• _DATA SHOWN_
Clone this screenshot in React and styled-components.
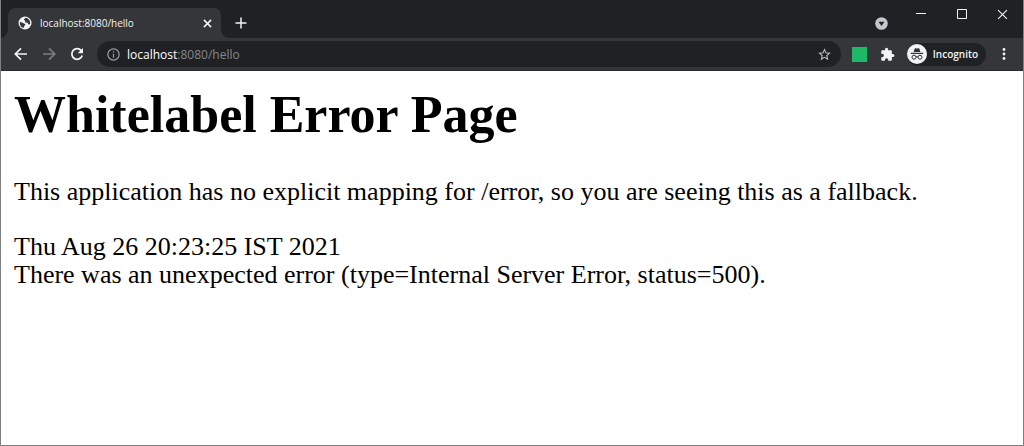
--
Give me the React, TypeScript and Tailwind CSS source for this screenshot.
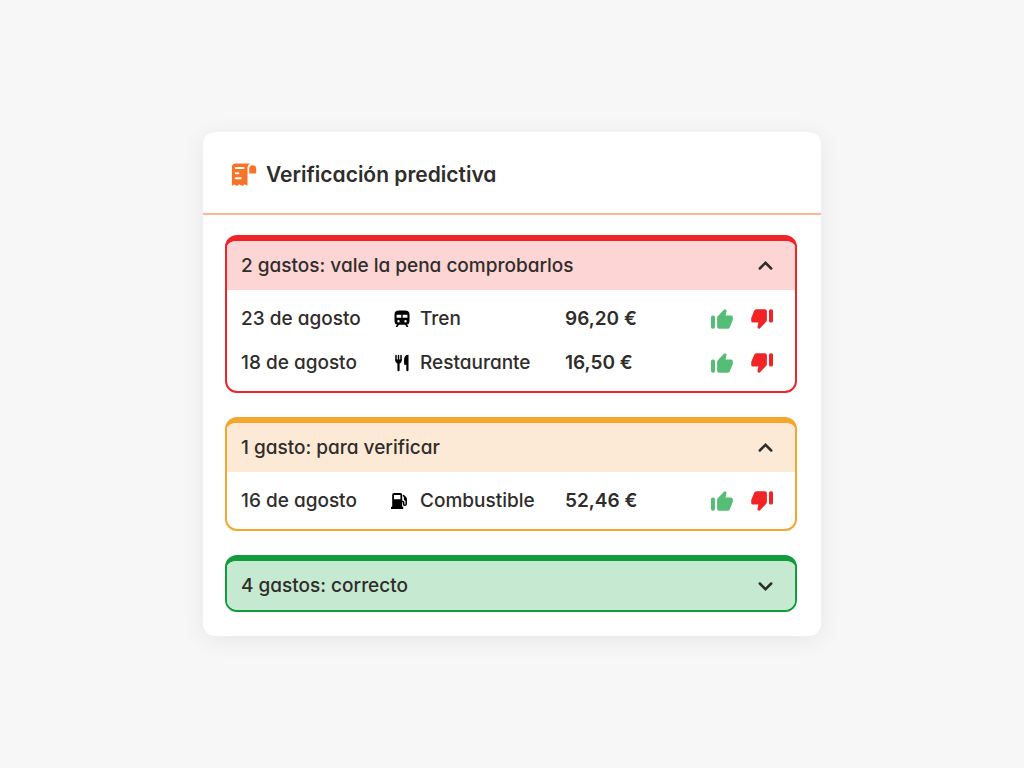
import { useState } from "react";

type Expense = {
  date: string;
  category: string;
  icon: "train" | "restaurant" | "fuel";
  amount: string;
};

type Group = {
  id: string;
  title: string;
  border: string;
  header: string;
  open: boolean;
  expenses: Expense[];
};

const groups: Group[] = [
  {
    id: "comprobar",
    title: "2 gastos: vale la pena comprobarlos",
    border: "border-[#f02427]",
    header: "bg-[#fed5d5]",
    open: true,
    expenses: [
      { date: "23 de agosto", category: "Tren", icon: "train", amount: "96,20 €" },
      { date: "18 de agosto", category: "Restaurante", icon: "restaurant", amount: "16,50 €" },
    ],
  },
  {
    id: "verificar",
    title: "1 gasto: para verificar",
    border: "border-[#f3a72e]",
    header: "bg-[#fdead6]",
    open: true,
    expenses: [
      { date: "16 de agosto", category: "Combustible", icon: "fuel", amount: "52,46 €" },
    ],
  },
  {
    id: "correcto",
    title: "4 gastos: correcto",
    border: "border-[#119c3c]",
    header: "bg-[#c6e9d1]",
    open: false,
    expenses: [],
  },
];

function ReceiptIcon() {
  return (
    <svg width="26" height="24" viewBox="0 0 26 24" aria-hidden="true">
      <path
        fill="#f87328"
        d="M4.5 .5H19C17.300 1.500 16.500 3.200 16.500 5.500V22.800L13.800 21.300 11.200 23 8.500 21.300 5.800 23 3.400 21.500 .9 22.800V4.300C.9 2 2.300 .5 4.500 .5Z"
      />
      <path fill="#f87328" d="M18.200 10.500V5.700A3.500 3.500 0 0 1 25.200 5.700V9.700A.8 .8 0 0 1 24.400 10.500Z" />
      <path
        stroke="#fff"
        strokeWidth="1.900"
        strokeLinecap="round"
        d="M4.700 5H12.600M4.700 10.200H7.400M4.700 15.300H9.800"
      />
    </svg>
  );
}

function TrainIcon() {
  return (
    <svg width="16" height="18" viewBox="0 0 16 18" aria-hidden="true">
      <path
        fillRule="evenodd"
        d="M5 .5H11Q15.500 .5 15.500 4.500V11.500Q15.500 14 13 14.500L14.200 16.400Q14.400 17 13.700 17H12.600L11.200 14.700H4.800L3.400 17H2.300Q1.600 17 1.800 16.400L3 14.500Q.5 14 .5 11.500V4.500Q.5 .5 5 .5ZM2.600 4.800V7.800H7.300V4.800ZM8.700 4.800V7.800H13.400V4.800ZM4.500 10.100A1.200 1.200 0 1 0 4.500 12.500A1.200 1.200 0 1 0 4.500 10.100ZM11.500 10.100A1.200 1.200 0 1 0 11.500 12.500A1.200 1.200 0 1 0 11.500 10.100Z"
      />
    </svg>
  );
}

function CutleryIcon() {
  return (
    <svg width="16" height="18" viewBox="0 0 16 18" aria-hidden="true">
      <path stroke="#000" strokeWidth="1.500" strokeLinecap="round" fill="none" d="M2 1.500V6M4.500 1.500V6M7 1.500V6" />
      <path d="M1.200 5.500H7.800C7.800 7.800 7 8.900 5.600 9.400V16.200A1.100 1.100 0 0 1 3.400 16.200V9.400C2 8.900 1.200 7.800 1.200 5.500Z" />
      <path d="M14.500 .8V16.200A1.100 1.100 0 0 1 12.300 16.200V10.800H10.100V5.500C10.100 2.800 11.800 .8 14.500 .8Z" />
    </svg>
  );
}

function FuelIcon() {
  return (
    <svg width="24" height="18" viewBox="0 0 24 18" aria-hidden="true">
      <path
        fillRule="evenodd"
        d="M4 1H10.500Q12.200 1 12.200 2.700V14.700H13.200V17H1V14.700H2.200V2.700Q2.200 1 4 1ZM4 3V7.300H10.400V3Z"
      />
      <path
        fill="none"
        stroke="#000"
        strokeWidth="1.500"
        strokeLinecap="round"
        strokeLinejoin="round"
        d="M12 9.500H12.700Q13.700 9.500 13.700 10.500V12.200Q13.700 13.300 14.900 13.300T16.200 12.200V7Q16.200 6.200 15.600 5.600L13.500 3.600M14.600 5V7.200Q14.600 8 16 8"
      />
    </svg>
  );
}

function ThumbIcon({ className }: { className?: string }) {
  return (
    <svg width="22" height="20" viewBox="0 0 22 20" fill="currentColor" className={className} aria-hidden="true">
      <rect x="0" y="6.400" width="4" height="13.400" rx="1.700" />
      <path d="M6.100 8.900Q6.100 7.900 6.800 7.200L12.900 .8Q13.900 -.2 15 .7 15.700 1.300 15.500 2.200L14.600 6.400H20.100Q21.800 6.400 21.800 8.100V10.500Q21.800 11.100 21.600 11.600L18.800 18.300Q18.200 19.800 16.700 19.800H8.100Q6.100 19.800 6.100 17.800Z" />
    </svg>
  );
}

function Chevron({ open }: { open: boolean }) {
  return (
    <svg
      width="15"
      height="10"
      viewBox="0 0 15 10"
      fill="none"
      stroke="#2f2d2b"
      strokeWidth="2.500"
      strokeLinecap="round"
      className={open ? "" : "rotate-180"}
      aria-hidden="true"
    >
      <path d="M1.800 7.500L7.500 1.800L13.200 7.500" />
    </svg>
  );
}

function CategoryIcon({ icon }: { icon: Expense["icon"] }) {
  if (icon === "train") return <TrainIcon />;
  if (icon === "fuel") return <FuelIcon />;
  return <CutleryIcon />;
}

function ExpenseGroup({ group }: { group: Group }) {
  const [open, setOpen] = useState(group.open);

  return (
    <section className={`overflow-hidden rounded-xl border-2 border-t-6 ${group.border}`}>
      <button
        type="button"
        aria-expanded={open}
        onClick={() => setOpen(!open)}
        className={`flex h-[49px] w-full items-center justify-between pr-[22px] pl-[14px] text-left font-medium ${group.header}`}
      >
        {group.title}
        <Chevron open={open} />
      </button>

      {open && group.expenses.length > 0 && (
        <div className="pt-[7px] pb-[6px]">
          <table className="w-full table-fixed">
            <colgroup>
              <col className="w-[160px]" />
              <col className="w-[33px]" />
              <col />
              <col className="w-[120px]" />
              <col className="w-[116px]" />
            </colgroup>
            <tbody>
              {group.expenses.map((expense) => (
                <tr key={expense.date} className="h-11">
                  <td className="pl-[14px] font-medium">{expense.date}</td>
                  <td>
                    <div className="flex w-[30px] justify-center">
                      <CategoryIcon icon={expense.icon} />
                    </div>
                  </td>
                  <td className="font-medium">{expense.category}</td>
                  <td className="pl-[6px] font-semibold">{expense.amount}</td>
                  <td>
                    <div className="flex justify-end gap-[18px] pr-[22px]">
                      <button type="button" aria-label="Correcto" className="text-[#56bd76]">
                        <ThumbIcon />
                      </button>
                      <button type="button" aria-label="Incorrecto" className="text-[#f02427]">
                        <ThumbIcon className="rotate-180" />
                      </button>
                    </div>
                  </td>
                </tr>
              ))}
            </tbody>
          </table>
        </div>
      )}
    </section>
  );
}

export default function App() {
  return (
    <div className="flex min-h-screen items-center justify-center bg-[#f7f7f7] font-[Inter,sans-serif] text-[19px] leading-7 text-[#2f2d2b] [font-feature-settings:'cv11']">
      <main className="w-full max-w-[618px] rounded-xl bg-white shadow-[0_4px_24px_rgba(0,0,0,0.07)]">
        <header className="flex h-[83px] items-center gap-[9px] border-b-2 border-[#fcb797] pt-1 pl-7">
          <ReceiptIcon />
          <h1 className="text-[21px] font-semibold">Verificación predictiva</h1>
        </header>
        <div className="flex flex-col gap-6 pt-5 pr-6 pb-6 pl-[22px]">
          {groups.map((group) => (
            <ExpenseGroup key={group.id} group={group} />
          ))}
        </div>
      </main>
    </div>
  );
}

• _WHAT TO DO_
Pick out and copy the lines of the entries that hold the string "this".

• _RESPONSE TO THE EXERCISE_
Clone this screenshot in React and styled-components.
Give me the React, TypeScript and Tailwind CSS source for this screenshot.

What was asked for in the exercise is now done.